Hey hey hey!  I tried to publish pictures of our house to my blog but it ended up being very, very difficult and they ended up looking oddly cryptic, so I published them on flickr instead and you can see them here:

Wednesday, November 12, 2008

Oh the waaaaaiiiiiting is the hardest part!

Waiting for this house is really hard. Hence the title of this post. It's November 12th and we probably don't get to move in until December 5th. So I am dying. I just wish we got to be in there before Thanksgiving so that we could have that whole weekend to move and organize and cook turkey and mashed potatoes in our new house. Instead we will have to do that in our old apartment, which is chocked full of unpleasant memories of my past cooking misadventures. Curses. In an odd way, I'm kind of excited to do Thanksgiving with just Matt and I... our little family celebrating together. But I'm sure I'll miss my friends and family on that day, especially if all Matt wants to do is watch the Lions, which I'm sure he will. Maybe we'll have people over. They can eat on our... coffee table? Hm. Another reason for the house.

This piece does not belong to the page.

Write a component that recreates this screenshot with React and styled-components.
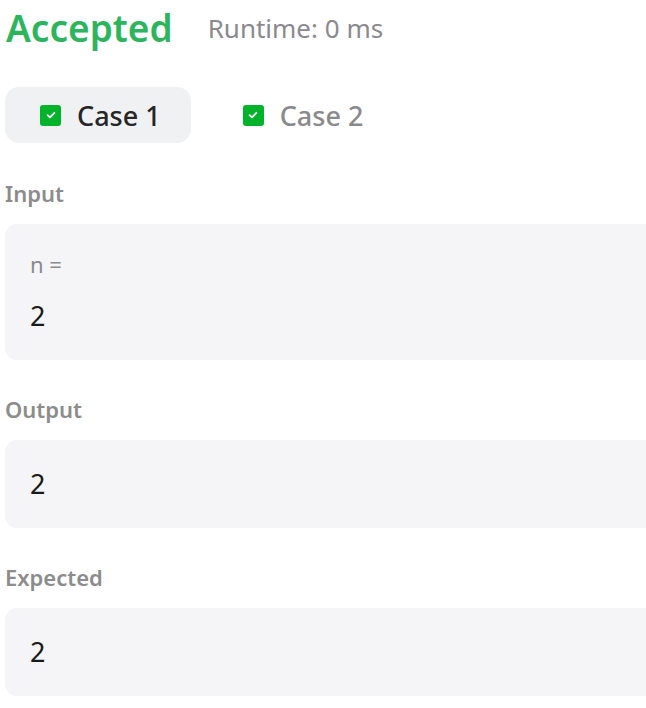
import React from 'react';
import styled, { createGlobalStyle } from 'styled-components';

const GlobalStyle = createGlobalStyle`
  body {
    margin: 0;
    background: #ffffff;
    font-family: "Noto Sans", "Open Sans", sans-serif;
    overflow: hidden;
  }
`;

const cases = [
  { label: 'Case 1', active: true },
  { label: 'Case 2', active: false },
];

const sections = [
  { title: 'Input', name: 'n =', value: '2' },
  { title: 'Output', value: '2' },
  { title: 'Expected', value: '2' },
];

export default function App() {
  return (
    <React.Fragment>
      <GlobalStyle />
      <Panel>
        <Header>
          <Status>Accepted</Status>
          <Runtime>Runtime: 0 ms</Runtime>
        </Header>
        <Tabs>
          {cases.map((c) => (
            <Tab key={c.label} $active={c.active}>
              <Check>
                <svg width="12" height="12" viewBox="0 0 12 12">
                  <path d="M2.6 6.2 L5 8.4 L9.4 3.8" fill="none" stroke="#fff" strokeWidth="1.8" strokeLinecap="round" strokeLinejoin="round" />
                </svg>
              </Check>
              {c.label}
            </Tab>
          ))}
        </Tabs>
        {sections.map((s) => (
          <Section key={s.title}>
            <Label>{s.title}</Label>
            <Box>
              {s.name && <VarName>{s.name}</VarName>}
              <Value>{s.value}</Value>
            </Box>
          </Section>
        ))}
      </Panel>
    </React.Fragment>
  );
}

const Panel = styled.div`
  padding: 0 0 0 5px;
  display: flex;
  flex-direction: column;
`;

const Header = styled.div`
  display: flex;
  align-items: center;
  gap: 35px;
  height: 56px;
  padding-left: 1px;
`;

const Status = styled.div`
  color: #2db55d;
  font-size: 37px;
  font-weight: 600;
  line-height: 56px;
`;

const Runtime = styled.div`
  color: #8a8a8e;
  font-size: 26px;
  line-height: 56px;
`;

const Tabs = styled.div`
  display: flex;
  gap: 17px;
  margin: 31px 0 1px;
`;

const Tab = styled.div`
  display: flex;
  align-items: center;
  gap: 16px;
  height: 56px;
  padding: 0 30px 0 35px;
  border-radius: 14px;
  background: ${(p) => (p.$active ? '#f0f1f3' : 'transparent')};
  color: ${(p) => (p.$active ? '#262626' : '#8a8a8e')};
  font-size: 27px;
  font-weight: 500;
`;

const Check = styled.span`
  display: flex;
  align-items: center;
  justify-content: center;
  width: 21px;
  height: 21px;
  border-radius: 3px;
  background: #00b32a;
`;

const Section = styled.div`
  display: flex;
  flex-direction: column;
  margin-top: 34px;
`;

const Label = styled.div`
  color: #8c8c8c;
  font-size: 22px;
  font-weight: 600;
  line-height: 30px;
  margin-bottom: 16px;
`;

const Box = styled.div`
  width: 700px;
  box-sizing: border-box;
  background: #f5f5f7;
  border-radius: 12px;
  padding: 24px 25px 24px;
  display: flex;
  flex-direction: column;
  gap: 16px;
`;

const VarName = styled.div`
  color: #8a8a8e;
  font-size: 22px;
  line-height: 32px;
`;

const Value = styled.div`
  color: #1a1a1a;
  font-size: 27px;
  line-height: 40px;
`;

And another thing about the house... I'm already stressed out about how to decorate it. Stupid, I know. How often do you get to go out and buy all new furniture? I should be excited. But it's not like, "Oh, we need a new dresser so let's go find one and we'll get a good deal and use a coupon" or something. It's more like, "Hey, let's spend thousands and thousands of dollars on furniture that you had better like in 6 months because you can't just replace this stuff because now you like sage instead of pumpkin." The colors, not the foods. It's kind of nerve racking. Not to mention the fact that I have never decorated a house before so I don't know about size, color, proportion, weighting, or chi. I don't know how much a bed should cost. I don't know what holidays have big sales (turns out, Veterans Day! oh, too late!). Seriously, I think my heart rate is up right now just writing about it. I'm kind of a perfectionist (no way!) and even more afraid of failure (that's shocking! - said in your best Buddy the Elf voice, please) and even more afraid of having my imperfections put on display for the general public to see (ya' don't say!). And I can't think of a way that my imperfections would be more on display for the general public than if I failed at decorating this house.

It's all very 50's. Inescapably 50's. Not unlike my desire for a really great washer and dryer...

Wednesday, November 5, 2008

A Landmark Election...

...through the eyes of my 7th and 8th graders. Here are some of the funniest comments I've heard from my students today about the results of the election last night.

"Now in four years we'll all be Communists!"

"If McCain would have just won California he would have won the whole thing!"

Student: "I voted for McCain!"
Tori (another teacher): "You don't have the right to vote."
Student: "In the MOCK election!"

A very tiny, black student: "Now I want to be president! ...or a professional basketball player!"

Student: "Did you know Texas was a read state?"
Me: "Yes I did. Did you know Michigan was a blue state?"
Student: "Huh... figures!"

"California said no more gay marriage."
"Too bad, C, I was gonna marry you there."
"Dude, what?"

Me (to a male student): "T, are you wearing a headband?"
T: "Yes."
Me: "Why?"
T: "Because Barack Obama is gonna make gay marriage so my friend and I are wearing headbands like gay guys."
Me: "Oh. Gay guys wear headbands?"
T: "Do they ever!"

And one truly valid question, "Now that gay marriage is over in California... what happens to all the gay people who got married there? Are they still married? Or is it like it never happened?"

Well, I don't know.

Saturday, November 1, 2008

A long time coming...

Well the biggest news, as I think everyone knows, is that Matt and I are in the process of buying our house! We're really excited about it. It's 2 floors, about 2500 sq.ft., has a gameroom... basically exactly what we were looking for. I told Matt that the next step is furnishing it with the entire Ikea store. He said the next step was actually closing. Touche.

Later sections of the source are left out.